## What you need to do
Work out how many lines of the records contain "React". Answer with the number and nothing else.

## Excerpted data
#####

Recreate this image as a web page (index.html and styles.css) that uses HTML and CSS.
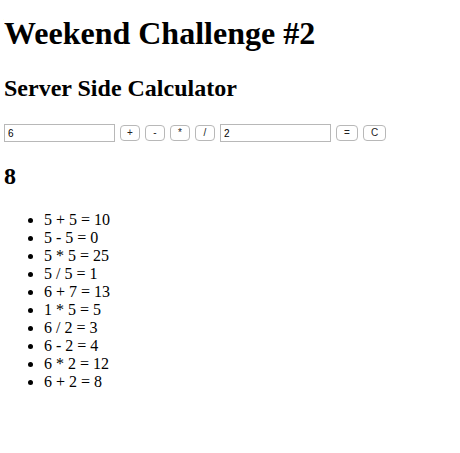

#####

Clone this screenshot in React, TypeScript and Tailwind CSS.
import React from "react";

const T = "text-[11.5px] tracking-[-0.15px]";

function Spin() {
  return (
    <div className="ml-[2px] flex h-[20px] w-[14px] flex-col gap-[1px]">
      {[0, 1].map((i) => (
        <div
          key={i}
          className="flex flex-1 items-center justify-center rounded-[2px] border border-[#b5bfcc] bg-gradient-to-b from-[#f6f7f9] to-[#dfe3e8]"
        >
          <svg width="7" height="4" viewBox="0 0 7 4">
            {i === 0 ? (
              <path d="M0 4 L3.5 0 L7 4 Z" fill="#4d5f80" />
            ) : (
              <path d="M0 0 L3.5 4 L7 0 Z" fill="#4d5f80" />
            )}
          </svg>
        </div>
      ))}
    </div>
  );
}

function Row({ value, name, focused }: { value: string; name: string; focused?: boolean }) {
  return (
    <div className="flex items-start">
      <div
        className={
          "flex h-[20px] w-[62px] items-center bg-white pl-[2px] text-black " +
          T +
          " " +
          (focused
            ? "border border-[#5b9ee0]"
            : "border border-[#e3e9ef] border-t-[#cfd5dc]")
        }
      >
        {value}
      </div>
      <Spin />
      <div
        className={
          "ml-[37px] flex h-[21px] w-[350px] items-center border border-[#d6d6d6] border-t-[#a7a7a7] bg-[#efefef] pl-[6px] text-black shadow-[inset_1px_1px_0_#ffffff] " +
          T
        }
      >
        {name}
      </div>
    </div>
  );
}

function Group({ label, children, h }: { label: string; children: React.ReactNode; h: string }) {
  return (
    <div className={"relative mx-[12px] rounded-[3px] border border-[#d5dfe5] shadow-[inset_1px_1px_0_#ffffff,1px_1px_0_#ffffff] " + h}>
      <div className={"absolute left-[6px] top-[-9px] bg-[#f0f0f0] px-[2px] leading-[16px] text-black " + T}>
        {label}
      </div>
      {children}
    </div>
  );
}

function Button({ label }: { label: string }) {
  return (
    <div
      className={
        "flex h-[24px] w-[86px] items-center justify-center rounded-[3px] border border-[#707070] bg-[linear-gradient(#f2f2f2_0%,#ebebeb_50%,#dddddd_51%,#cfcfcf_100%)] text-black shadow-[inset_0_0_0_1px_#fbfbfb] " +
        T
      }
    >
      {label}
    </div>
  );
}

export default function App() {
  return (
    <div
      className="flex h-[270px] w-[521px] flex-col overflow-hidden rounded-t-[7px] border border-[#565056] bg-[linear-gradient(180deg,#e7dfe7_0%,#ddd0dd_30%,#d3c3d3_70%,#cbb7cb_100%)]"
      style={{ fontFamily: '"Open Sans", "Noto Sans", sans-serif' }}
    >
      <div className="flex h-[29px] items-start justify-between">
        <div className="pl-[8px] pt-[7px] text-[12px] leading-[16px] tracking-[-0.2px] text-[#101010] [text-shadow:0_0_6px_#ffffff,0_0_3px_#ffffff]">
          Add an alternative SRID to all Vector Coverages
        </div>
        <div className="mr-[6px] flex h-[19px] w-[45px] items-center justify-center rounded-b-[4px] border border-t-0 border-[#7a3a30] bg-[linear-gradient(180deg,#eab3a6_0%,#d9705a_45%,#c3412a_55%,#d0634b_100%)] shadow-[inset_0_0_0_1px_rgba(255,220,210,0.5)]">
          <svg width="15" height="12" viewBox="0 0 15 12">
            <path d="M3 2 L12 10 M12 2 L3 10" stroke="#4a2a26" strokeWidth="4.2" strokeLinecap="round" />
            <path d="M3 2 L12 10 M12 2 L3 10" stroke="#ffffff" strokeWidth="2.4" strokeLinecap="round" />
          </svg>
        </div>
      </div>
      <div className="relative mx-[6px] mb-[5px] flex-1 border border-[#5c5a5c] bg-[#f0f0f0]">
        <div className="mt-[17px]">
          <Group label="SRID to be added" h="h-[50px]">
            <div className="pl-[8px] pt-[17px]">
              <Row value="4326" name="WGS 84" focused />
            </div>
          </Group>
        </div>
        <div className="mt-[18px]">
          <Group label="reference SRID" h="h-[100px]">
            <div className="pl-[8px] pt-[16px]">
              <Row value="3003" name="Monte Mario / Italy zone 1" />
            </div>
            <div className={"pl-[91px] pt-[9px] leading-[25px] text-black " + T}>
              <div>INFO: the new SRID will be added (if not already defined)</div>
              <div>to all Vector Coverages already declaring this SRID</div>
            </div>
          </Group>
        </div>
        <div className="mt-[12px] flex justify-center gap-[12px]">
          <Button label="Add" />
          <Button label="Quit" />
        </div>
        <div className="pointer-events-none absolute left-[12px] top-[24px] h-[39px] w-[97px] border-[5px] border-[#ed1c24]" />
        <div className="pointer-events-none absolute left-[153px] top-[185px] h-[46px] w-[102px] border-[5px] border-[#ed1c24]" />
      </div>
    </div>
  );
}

#####

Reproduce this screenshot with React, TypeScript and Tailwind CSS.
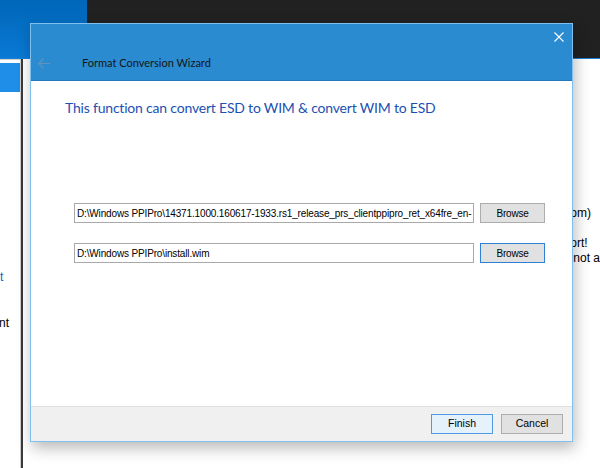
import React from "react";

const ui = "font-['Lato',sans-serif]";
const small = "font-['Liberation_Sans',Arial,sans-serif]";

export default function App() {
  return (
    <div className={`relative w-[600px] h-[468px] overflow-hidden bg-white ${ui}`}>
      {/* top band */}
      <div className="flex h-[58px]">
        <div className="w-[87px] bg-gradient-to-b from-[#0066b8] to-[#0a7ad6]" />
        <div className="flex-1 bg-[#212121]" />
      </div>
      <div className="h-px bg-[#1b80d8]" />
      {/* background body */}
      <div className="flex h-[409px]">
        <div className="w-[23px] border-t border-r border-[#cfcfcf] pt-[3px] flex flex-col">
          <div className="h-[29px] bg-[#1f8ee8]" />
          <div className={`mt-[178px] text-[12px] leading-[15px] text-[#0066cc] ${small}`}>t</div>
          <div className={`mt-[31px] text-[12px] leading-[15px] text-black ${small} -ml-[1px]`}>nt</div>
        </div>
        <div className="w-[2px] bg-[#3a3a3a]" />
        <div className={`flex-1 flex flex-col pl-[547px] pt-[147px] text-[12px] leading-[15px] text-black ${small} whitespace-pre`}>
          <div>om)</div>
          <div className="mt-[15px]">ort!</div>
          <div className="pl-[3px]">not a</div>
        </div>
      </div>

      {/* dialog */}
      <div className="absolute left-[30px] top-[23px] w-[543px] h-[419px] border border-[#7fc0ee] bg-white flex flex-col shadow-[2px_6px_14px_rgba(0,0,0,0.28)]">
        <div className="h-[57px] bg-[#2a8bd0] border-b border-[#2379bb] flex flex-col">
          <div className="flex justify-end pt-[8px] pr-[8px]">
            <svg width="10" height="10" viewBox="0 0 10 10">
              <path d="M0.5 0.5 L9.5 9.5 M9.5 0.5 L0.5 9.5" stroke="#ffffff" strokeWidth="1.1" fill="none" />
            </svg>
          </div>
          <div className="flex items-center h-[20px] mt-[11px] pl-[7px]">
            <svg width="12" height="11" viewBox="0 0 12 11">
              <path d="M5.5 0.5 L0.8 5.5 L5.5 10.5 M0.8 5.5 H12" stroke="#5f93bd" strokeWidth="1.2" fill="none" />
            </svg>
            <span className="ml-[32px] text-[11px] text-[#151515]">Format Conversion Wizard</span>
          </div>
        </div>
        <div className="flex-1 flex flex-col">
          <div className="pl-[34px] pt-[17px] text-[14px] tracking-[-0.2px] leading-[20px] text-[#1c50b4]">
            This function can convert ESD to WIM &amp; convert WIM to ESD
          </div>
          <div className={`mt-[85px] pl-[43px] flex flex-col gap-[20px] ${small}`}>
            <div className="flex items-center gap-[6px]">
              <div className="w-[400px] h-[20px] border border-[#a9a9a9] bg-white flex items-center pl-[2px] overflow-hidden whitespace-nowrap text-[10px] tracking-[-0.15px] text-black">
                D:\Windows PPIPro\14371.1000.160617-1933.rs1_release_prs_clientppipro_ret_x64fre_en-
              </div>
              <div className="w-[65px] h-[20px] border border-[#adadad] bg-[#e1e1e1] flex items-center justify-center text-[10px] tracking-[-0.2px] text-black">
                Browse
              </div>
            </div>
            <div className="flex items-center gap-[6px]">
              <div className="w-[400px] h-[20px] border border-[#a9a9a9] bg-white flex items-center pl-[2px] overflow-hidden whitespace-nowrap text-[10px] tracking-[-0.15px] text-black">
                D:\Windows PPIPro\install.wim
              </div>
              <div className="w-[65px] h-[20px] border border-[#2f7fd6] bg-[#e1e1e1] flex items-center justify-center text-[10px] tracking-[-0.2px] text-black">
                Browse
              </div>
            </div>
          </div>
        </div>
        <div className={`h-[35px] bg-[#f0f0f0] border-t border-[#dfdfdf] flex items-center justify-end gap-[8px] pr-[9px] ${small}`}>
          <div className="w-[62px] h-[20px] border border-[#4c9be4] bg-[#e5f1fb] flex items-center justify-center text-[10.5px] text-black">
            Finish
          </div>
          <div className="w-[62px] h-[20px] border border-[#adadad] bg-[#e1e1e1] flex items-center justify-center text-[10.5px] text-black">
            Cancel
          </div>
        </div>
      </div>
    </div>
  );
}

#####

## Written solution
5